Young co-investigating new biomaterial to speed up healing of cranial bone injuries
Associate Professor Simon Young, DDS, MD, PhD, of UTHealth Houston School of Dentistry is serving as co-investigator on a $2.3 million, multi-institutional federal grant (R01 DE031872) from the National Institute of Dental and Craniofacial Research of the National Institutes of Health to help harness the healing power of semiconductor nanotechnology.
The Young Laboratory is collaborating with Venu Varanasi, PhD, MS, primary investigator, of the Bone-Muscle Research Center in the College of Nursing and Health Innovation at The University of Texas at Arlington. Scientists from UTA, UTHealth Houston, Rice University, and The University of Texas Southwestern Medical Center are also contributing to the project.
The multi-institutional team hopes to develop a new biomaterial to help accelerate bone healing in patients suffering from craniofacial bone defects and accelerate the healing timeframe.
“Our project is to make some new materials that can improve the healing rate for the fixative implants and improve the stability of the degradable materials so the bone can generate faster in both situations,” Varanasi said.
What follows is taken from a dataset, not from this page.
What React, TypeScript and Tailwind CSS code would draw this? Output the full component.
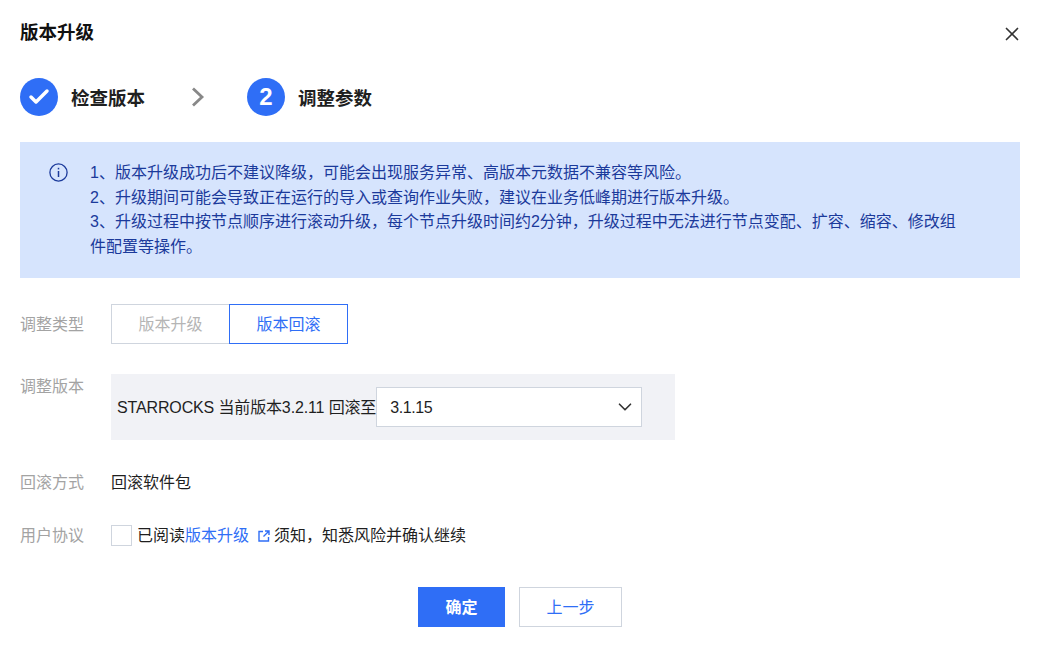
import { Check, ChevronDown, X } from 'lucide-react';

const notices = [
    '1、版本升级成功后不建议降级，可能会出现服务异常、高版本元数据不兼容等风险。',
    '2、升级期间可能会导致正在运行的导入或查询作业失败，建议在业务低峰期进行版本升级。',
    '3、升级过程中按节点顺序进行滚动升级，每个节点升级时间约2分钟，升级过程中无法进行节点变配、扩容、缩容、修改组件配置等操作。',
];

function Row({ label, className, children }: { label: string; className: string; children: React.ReactNode }) {
    return (
        <div className={`flex ${className}`}>
            <div className="w-[91px] shrink-0 text-[#a3a3a3]">{label}</div>
            {children}
        </div>
    );
}

export default function App() {
    return (
        <div className="h-[652px] w-[1044px] overflow-hidden bg-white px-5 text-[16px] leading-[25px] text-[#1f1f1f] [font-family:'Liberation_Sans','Noto_Sans_CJK_SC',sans-serif]">
            <div className="flex h-[64px] items-center justify-between">
                <h1 className="text-[18.5px] font-bold text-[#111]">版本升级</h1>
                <X className="mr-[1px] mt-[4px] h-[22px] w-[22px] text-[#333]" strokeWidth={1.8} />
            </div>

            <div className="mt-[14px] flex h-[38px] items-center">
                <div className="flex h-[38px] w-[38px] items-center justify-center rounded-full bg-[#2f6ef6]">
                    <Check className="h-[24px] w-[24px] text-white" strokeWidth={3.5} />
                </div>
                <span className="ml-[13px] pt-[2px] text-[18.5px] font-bold">检查版本</span>
                <svg className="ml-[46px] h-[20px] w-[14px]" viewBox="0 0 14 20" fill="none" stroke="#888" strokeWidth="2.8">
                    <path d="M2 1.5 11 10 2 18.5" />
                </svg>
                <div className="ml-[42px] flex h-[38px] w-[38px] items-center justify-center rounded-full bg-[#2f6ef6] pb-[2px] text-[24px] font-bold text-white">
                    2
                </div>
                <span className="ml-[13px] pt-[2px] text-[18.5px] font-bold">调整参数</span>
            </div>

            <div className="mt-[26px] flex h-[136px] w-[1000px] bg-[#d6e4fd] pl-[29px] pt-[19px] text-[#1b3a9b]">
                <svg className="mt-[2px] h-[19px] w-[19px] shrink-0" viewBox="0 0 19 19" fill="none" stroke="#1b3a9b" strokeWidth="1.3">
                    <circle cx="9.5" cy="9.5" r="8.6" />
                    <path d="M9.5 8v6" strokeWidth="1.5" />
                    <path d="M9.5 4.8v1.6" strokeWidth="1.5" />
                </svg>
                <div className="ml-[22px] w-[880px] leading-[24.7px]">
                    {notices.map((notice) => (
                        <p key={notice}>{notice}</p>
                    ))}
                </div>
            </div>

            <Row label="调整类型" className="mt-[26px] items-center">
                <div className="flex h-[40px] text-center leading-[39px]">
                    <button className="w-[119px] border border-[#cfd5de] text-[#b5b5b5]">版本升级</button>
                    <button className="-ml-px w-[119px] border border-[#2f6ef6] text-[#2f6ef6]">版本回滚</button>
                </div>
            </Row>

            <Row label="调整版本" className="mt-[30px]">
                <div className="flex h-[66px] w-[564px] items-center bg-[#f1f2f6] pl-[6px]">
                    <span className="whitespace-nowrap tracking-[-0.14px]">STARROCKS 当前版本3.2.11 回滚至</span>
                    <div className="flex h-[40px] w-[266px] items-center justify-between border border-[#cfd5de] bg-white pl-[13px] pr-[5px]">
                        <span className="tracking-[-0.4px]">3.1.15</span>
                        <ChevronDown className="h-[22px] w-[22px] text-[#333]" strokeWidth={1.8} />
                    </div>
                </div>
            </Row>

            <Row label="回滚方式" className="mt-[30px]">
                <span>回滚软件包</span>
            </Row>

            <Row label="用户协议" className="mt-[28px] items-center">
                <div className="h-[21px] w-[21px] border border-[#cfd5de] bg-white" />
                <span className="ml-[5px]">已阅读</span>
                <a className="text-[#2f6ef6]">版本升级</a>
                <svg className="ml-[9px] mr-[1px] h-[12px] w-[12px]" viewBox="0 0 12 12" fill="none" stroke="#2f6ef6" strokeWidth="1.4">
                    <path d="M5 1.5H1v9.5h9.5V7" />
                    <path d="M7 1h4v4M11 1 5.5 6.5" />
                </svg>
                <span className="ml-[3px]">须知，知悉风险并确认继续</span>
            </Row>

            <div className="mt-[39px] flex justify-center gap-[14px] pr-[4px]">
                <button className="h-[40px] w-[87px] bg-[#2f6ef6] font-bold text-white">确定</button>
                <button className="h-[40px] w-[103px] border border-[#cfd5de] text-[#2f6ef6]">上一步</button>
            </div>
        </div>
    );
}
The research is focused on the use of a semiconductor biomaterial that induces a healing effect and minimizes immune responses and inflammation.
The scientists are using silicon oxynitrophosphide (SiONPx), a material similar to that found on a microchip, to help enhance antioxidant activity, which can help produce bone and vascular tissue required to heal the entire bone gap.
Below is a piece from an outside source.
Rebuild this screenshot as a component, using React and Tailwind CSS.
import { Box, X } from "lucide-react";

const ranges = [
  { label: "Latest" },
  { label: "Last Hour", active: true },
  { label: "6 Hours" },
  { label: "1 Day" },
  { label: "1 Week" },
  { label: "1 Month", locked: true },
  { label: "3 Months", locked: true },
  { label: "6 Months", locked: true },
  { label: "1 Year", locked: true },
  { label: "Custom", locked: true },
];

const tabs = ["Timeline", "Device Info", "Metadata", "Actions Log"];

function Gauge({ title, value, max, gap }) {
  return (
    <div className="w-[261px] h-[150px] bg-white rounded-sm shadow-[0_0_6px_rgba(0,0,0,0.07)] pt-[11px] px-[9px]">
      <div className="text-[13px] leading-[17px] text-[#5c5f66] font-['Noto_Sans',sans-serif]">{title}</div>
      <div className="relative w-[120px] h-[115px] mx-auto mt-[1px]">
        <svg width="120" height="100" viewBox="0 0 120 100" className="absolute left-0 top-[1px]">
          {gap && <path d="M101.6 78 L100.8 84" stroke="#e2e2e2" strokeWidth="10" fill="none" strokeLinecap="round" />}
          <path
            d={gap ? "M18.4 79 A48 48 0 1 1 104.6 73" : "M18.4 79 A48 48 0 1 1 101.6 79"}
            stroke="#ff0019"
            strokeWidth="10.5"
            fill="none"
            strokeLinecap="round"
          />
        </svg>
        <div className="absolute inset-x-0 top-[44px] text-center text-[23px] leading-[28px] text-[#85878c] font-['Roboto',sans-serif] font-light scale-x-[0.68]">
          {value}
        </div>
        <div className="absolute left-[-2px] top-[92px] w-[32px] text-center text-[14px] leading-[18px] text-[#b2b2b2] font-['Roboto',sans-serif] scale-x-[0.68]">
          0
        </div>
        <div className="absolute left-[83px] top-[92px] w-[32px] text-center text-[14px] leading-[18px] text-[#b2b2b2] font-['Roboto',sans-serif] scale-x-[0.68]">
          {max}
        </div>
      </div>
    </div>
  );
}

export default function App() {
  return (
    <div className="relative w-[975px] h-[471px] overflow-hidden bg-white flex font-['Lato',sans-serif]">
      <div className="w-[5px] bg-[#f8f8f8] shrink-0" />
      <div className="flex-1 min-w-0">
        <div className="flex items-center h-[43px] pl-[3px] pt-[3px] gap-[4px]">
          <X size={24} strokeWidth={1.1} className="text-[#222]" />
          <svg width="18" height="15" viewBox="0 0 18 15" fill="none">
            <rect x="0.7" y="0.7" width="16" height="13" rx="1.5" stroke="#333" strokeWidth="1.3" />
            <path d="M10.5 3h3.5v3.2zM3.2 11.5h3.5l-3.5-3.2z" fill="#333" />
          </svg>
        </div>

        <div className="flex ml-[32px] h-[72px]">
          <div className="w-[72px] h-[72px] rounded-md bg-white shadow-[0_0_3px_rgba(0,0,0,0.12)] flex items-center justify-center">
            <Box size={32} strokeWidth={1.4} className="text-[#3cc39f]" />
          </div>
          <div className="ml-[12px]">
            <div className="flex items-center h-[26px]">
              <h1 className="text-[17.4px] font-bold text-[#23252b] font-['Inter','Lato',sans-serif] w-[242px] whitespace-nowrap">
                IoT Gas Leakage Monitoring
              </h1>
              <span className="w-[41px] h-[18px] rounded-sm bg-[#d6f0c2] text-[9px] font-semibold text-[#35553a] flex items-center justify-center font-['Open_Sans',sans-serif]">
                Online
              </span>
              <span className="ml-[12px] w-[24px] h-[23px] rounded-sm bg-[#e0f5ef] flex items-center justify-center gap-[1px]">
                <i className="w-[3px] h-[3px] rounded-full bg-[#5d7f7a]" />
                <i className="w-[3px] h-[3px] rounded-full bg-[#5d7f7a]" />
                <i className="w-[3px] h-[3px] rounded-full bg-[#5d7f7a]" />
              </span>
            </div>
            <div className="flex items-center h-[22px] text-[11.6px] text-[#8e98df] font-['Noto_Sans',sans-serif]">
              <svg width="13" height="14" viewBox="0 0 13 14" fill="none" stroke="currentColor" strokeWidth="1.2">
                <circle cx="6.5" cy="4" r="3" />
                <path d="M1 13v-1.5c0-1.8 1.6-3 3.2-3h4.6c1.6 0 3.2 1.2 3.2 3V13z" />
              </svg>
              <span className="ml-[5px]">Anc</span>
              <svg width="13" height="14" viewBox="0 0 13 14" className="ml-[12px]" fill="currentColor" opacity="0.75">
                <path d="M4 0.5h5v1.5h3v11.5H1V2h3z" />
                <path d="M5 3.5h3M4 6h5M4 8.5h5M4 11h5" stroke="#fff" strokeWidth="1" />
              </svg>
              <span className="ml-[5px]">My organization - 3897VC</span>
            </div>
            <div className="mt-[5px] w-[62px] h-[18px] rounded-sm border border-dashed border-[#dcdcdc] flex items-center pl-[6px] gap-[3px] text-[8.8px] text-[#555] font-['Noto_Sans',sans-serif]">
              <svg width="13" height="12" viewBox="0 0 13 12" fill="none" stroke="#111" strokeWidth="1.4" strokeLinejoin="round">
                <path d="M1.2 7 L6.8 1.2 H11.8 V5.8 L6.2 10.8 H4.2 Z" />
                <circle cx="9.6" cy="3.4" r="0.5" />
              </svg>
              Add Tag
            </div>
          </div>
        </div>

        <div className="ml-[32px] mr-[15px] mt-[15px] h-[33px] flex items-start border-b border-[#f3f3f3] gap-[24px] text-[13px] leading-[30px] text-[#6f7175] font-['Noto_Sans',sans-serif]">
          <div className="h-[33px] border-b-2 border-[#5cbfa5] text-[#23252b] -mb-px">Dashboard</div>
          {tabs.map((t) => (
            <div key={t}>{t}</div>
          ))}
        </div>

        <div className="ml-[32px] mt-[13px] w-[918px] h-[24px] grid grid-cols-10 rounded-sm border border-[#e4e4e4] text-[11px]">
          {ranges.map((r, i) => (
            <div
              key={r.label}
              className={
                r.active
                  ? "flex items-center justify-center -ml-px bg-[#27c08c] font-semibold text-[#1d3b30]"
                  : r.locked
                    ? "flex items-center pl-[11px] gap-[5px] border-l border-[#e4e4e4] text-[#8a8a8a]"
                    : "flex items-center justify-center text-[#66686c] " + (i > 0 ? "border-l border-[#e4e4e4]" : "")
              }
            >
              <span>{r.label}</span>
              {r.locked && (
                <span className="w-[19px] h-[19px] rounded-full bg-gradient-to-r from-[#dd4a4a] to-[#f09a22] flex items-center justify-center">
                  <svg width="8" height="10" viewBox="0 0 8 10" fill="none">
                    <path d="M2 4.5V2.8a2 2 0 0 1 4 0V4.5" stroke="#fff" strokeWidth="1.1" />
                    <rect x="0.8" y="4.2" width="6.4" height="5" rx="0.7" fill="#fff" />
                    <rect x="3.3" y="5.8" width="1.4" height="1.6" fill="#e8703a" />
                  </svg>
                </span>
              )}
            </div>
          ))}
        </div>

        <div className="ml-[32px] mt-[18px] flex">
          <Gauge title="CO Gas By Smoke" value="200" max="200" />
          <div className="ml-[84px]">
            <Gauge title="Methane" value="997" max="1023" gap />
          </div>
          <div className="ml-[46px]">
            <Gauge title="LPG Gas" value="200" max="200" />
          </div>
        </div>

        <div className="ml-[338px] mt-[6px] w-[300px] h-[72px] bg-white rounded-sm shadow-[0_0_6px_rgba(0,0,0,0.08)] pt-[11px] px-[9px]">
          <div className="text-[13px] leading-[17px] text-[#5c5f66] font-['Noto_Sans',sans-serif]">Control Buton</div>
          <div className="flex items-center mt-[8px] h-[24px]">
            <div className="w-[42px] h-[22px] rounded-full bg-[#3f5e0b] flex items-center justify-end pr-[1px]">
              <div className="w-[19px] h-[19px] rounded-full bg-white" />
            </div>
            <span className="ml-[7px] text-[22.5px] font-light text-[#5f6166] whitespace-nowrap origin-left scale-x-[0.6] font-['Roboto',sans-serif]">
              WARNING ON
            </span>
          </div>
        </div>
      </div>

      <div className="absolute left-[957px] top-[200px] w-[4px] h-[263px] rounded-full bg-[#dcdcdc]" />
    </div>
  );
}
“Silicon is found in microchips, of course, so in a way, SiONPx could loosely be termed a ‘semiconductor biomaterial,’” Young said. “We utilize the properties of the SiONPx coatings to encourage bone formation in two ways — 1) silicon ions released by the coating enhance anti-oxidant pathways and bone regeneration and 2) the material itself helps to seed mineral formation during bone healing.”
Varanasi said this new approach was inspired by previous research involving plants and the element silicon, which spurred the production of enzymes that helped the plants survive traumatic conditions such as drought.
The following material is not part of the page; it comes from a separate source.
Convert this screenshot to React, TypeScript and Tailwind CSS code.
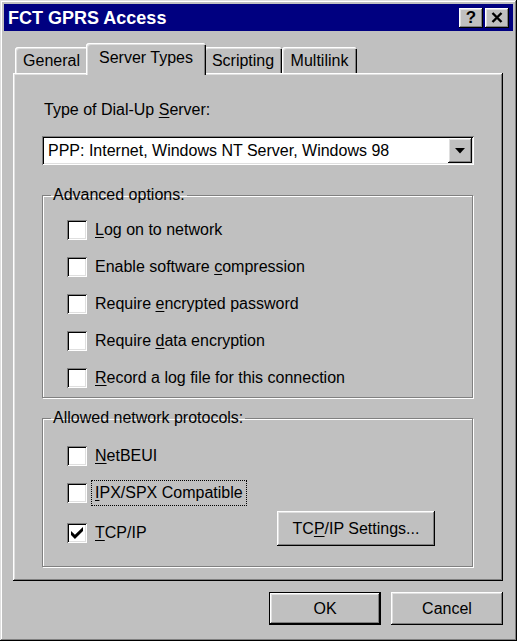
import React from "react";

const font = "font-['Liberation_Sans',Arial,sans-serif]";
const raised =
  "shadow-[inset_-1px_-1px_0_#000,inset_1px_1px_0_#fff,inset_-2px_-2px_0_#808080,inset_2px_2px_0_#dfdfdf]";
const sunken =
  "shadow-[inset_1px_1px_0_#808080,inset_-1px_-1px_0_#fff,inset_2px_2px_0_#000,inset_-2px_-2px_0_#dfdfdf]";

function U({ children }: { children: React.ReactNode }) {
  return <span className="underline underline-offset-[2px] decoration-1">{children}</span>;
}

function CheckBox({ checked }: { checked?: boolean }) {
  return (
    <span className={`w-[20px] h-[20px] bg-white shrink-0 flex items-center justify-center ${sunken}`}>
      {checked && (
        <svg width="12" height="12" viewBox="0 0 7 7">
          <path d="M0 2.3 L2.3 4.5 L7 0 L7 2.4 L2.3 7 L0 4.7 Z" fill="#000" />
        </svg>
      )}
    </span>
  );
}

function Option({ label, checked, focus }: { label: React.ReactNode; checked?: boolean; focus?: boolean }) {
  return (
    <div className="h-[37px] flex items-center gap-[8px]">
      <CheckBox checked={checked} />
      <span className={`leading-[18px] ${focus ? "[outline:1px_dotted_#000] outline-offset-[3px]" : ""}`}>{label}</span>
    </div>
  );
}

function Tab({ label, width, active }: { label: string; width: string; active?: boolean }) {
  return (
    <div
      className={`${width} ${
        active ? "relative z-10 -mx-[2px] -mb-[2px] h-[32px] bg-[#c0c0c0] pt-[6px]" : "h-[26px] pt-[5px]"
      } rounded-t-[3px] shadow-[inset_1px_1px_0_#fff,inset_2px_2px_0_#dfdfdf,inset_-1px_0_0_#000,inset_-2px_0_0_#808080] flex justify-center`}
    >
      <span className="leading-[18px]">{label}</span>
    </div>
  );
}

export default function App() {
  return (
    <div
      className={`${font} text-[16px] text-black w-[517px] h-[641px] bg-[#c0c0c0] p-[4px] flex flex-col shadow-[inset_-1px_-1px_0_#000,inset_1px_1px_0_#dfdfdf,inset_-2px_-2px_0_#808080,inset_2px_2px_0_#fff]`}
    >
      {/* title bar */}
      <div className="h-[27px] bg-[#000080] flex items-center px-[4px]">
        <span className="text-white font-bold text-[18px] leading-[20px]">FCT GPRS Access</span>
        <div className="ml-auto flex gap-[2px]">
          <div className={`w-[24px] h-[20px] bg-[#c0c0c0] ${raised} flex items-center justify-center font-bold text-[17px] leading-[17px]`}>
            ?
          </div>
          <div className={`w-[24px] h-[20px] bg-[#c0c0c0] ${raised} flex items-center justify-center`}>
            <svg width="12" height="11" viewBox="0 0 12 11">
              <path d="M1.5 1 L10.5 10 M10.5 1 L1.5 10" stroke="#000" strokeWidth="2.4" />
            </svg>
          </div>
        </div>
      </div>

      <div className="pl-[9px] pr-[10px] pt-[12px]">
        {/* tabs */}
        <div className="h-[30px] flex items-end pl-[2px]">
          <Tab label="General" width="w-[73px]" />
          <Tab label="Server Types" width="w-[120px]" active />
          <Tab label="Scripting" width="w-[78px]" />
          <Tab label="Multilink" width="w-[75px]" />
        </div>

        {/* panel */}
        <div className={`h-[508px] ${raised} px-[29px] pt-[28px]`}>
          <div className="leading-[18px] pl-[2px]">
            Type of Dial-Up <U>S</U>erver:
          </div>

          <div className={`mt-[17px] h-[29px] bg-white p-[2px] flex ${sunken}`}>
            <div className="flex-1 flex items-center pl-[4px] leading-[18px]">
              PPP: Internet, Windows NT Server, Windows 98
            </div>
            <div className={`w-[24px] h-full bg-[#c0c0c0] ${raised} flex items-center justify-center`}>
              <svg width="10" height="6" viewBox="0 0 10 6">
                <path d="M0 0 H10 L5 5.5 Z" fill="#000" />
              </svg>
            </div>
          </div>

          <fieldset className="mt-[21px] mr-[1px] border border-[#808080] shadow-[1px_1px_0_#fff,inset_1px_1px_0_#fff] pt-[7px] pb-[1px]">
            <legend className="ml-[8px] px-[2px] leading-[18px]">Advanced options:</legend>
            <div className="pl-[24px]">
              <Option label={<><U>L</U>og on to network</>} />
              <Option label={<>Enable software <U>c</U>ompression</>} />
              <Option label={<>Require <U>e</U>ncrypted password</>} />
              <Option label={<>Require <U>d</U>ata encryption</>} />
              <Option label={<><U>R</U>ecord a log file for this connection</>} />
            </div>
          </fieldset>

          <fieldset className="mt-[11px] mr-[1px] border border-[#808080] shadow-[1px_1px_0_#fff,inset_1px_1px_0_#fff] pt-[10px] pb-[11px]">
            <legend className="ml-[8px] px-[2px] leading-[18px]">Allowed network protocols:</legend>
            <div className="pl-[24px]">
              <Option label={<><U>N</U>etBEUI</>} />
              <Option label={<><U>I</U>PX/SPX Compatible</>} focus />
              <div className="flex items-center">
                <Option label={<><U>T</U>CP/IP</>} checked />
                <div
                  className={`ml-auto mr-[37px] mb-[9px] w-[158px] h-[35px] ${raised} flex items-center justify-center leading-[18px]`}
                >
                  TC<U>P</U>/IP Settings...
                </div>
              </div>
            </div>
          </fieldset>
        </div>
      </div>

      {/* dialog buttons */}
      <div className="mt-[11px] pr-[10px] flex justify-end gap-[10px]">
        <div className="w-[112px] h-[33px] flex items-center justify-center shadow-[inset_0_0_0_1px_#000,inset_-2px_-2px_0_#000,inset_2px_2px_0_#fff,inset_-3px_-3px_0_#808080,inset_3px_3px_0_#dfdfdf]">
          OK
        </div>
        <div className={`w-[112px] h-[33px] flex items-center justify-center ${raised}`}>Cancel</div>
      </div>
    </div>
  );
}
“I started producing data and found out that just like plants, mammals and humans produce the same type of enzymes,” Varanasi said. “No one created the link between the silicon ion and antioxidant mechanisms in mammals until our project.”
UTA is responsible for making SiONPx in their fabrication facility and testing in vitro properties. The Young Laboratory will perform all in vivo preclinical testing for the various formulations to test their performance, in the hope this technology can be moved toward clinical trials in humans in the future.
The R01 grant will be awarded over a five-year span starting in March 2023 for the project, titled “Semiconductor Biomaterials to Speed Bone Healing: A Bioengineering-Driven Approach.”
Young is also a faculty member at MD Anderson Cancer Center UTHealth Houston Graduate School of Biomedical Sciences. He is affiliated with the graduate school’s programs in biochemistry and cell biology, and immunology.